> [What you should do]: Below is a listing; write it out exactly and drop any images from it.

> [Data block]:
>>>

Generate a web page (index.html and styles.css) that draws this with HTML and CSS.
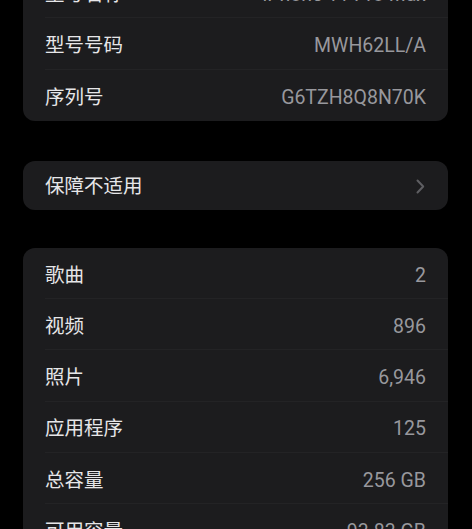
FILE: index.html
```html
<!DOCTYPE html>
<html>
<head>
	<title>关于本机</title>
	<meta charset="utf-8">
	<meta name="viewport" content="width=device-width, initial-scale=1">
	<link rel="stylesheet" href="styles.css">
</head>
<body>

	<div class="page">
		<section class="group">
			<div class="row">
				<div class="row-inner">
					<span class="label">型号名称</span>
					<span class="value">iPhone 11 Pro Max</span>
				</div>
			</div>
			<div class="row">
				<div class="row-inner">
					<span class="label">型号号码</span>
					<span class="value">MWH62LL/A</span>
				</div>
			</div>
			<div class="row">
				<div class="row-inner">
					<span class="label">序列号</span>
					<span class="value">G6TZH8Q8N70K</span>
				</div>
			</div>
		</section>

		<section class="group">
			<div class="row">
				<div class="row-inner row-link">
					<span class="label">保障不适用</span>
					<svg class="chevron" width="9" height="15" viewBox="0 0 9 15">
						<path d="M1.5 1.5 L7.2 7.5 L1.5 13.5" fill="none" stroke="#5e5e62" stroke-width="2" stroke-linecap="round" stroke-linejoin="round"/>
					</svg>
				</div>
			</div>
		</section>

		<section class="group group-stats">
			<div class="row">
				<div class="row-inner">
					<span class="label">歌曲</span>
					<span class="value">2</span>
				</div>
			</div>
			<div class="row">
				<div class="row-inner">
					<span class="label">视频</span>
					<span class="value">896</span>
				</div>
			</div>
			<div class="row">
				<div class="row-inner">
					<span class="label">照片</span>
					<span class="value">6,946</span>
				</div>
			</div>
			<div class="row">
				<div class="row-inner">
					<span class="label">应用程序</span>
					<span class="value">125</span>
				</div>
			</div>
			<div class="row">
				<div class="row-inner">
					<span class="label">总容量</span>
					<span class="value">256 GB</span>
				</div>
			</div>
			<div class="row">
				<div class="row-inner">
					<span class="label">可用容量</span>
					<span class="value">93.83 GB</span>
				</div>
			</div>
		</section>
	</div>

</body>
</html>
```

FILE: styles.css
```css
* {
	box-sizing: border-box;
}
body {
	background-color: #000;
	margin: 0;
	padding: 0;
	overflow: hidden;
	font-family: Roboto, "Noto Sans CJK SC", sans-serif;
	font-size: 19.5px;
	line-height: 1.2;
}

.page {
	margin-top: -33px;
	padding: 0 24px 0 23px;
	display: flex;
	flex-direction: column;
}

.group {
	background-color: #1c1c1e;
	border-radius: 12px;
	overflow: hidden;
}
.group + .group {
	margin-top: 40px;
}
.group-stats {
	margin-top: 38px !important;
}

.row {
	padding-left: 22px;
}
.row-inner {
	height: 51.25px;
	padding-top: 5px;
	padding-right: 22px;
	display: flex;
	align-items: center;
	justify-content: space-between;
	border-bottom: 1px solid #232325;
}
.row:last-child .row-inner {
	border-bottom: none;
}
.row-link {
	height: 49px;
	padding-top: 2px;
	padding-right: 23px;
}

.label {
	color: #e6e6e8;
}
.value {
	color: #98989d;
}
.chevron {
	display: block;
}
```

<<<

> [Result of this task]:
Generate a web page (index.html and styles.css) that draws this with HTML and CSS.
FILE: index.html
```html
<!DOCTYPE html>
<html>
<head>
	<title>关于本机</title>
	<meta charset="utf-8">
	<meta name="viewport" content="width=device-width, initial-scale=1">
	<link rel="stylesheet" href="styles.css">
</head>
<body>

	<div class="page">
		<section class="group">
			<div class="row">
				<div class="row-inner">
					<span class="label">型号名称</span>
					<span class="value">iPhone 11 Pro Max</span>
				</div>
			</div>
			<div class="row">
				<div class="row-inner">
					<span class="label">型号号码</span>
					<span class="value">MWH62LL/A</span>
				</div>
			</div>
			<div class="row">
				<div class="row-inner">
					<span class="label">序列号</span>
					<span class="value">G6TZH8Q8N70K</span>
				</div>
			</div>
		</section>

		<section class="group">
			<div class="row">
				<div class="row-inner row-link">
					<span class="label">保障不适用</span>
					<svg class="chevron" width="9" height="15" viewBox="0 0 9 15">
						<path d="M1.5 1.5 L7.2 7.5 L1.5 13.5" fill="none" stroke="#5e5e62" stroke-width="2" stroke-linecap="round" stroke-linejoin="round"/>
					</svg>
				</div>
			</div>
		</section>

		<section class="group group-stats">
			<div class="row">
				<div class="row-inner">
					<span class="label">歌曲</span>
					<span class="value">2</span>
				</div>
			</div>
			<div class="row">
				<div class="row-inner">
					<span class="label">视频</span>
					<span class="value">896</span>
				</div>
			</div>
			<div class="row">
				<div class="row-inner">
					<span class="label">照片</span>
					<span class="value">6,946</span>
				</div>
			</div>
			<div class="row">
				<div class="row-inner">
					<span class="label">应用程序</span>
					<span class="value">125</span>
				</div>
			</div>
			<div class="row">
				<div class="row-inner">
					<span class="label">总容量</span>
					<span class="value">256 GB</span>
				</div>
			</div>
			<div class="row">
				<div class="row-inner">
					<span class="label">可用容量</span>
					<span class="value">93.83 GB</span>
				</div>
			</div>
		</section>
	</div>

</body>
</html>
```

FILE: styles.css
```css
* {
	box-sizing: border-box;
}
body {
	background-color: #000;
	margin: 0;
	padding: 0;
	overflow: hidden;
	font-family: Roboto, "Noto Sans CJK SC", sans-serif;
	font-size: 19.5px;
	line-height: 1.2;
}

.page {
	margin-top: -33px;
	padding: 0 24px 0 23px;
	display: flex;
	flex-direction: column;
}

.group {
	background-color: #1c1c1e;
	border-radius: 12px;
	overflow: hidden;
}
.group + .group {
	margin-top: 40px;
}
.group-stats {
	margin-top: 38px !important;
}

.row {
	padding-left: 22px;
}
.row-inner {
	height: 51.25px;
	padding-top: 5px;
	padding-right: 22px;
	display: flex;
	align-items: center;
	justify-content: space-between;
	border-bottom: 1px solid #232325;
}
.row:last-child .row-inner {
	border-bottom: none;
}
.row-link {
	height: 49px;
	padding-top: 2px;
	padding-right: 23px;
}

.label {
	color: #e6e6e8;
}
.value {
	color: #98989d;
}
.chevron {
	display: block;
}
```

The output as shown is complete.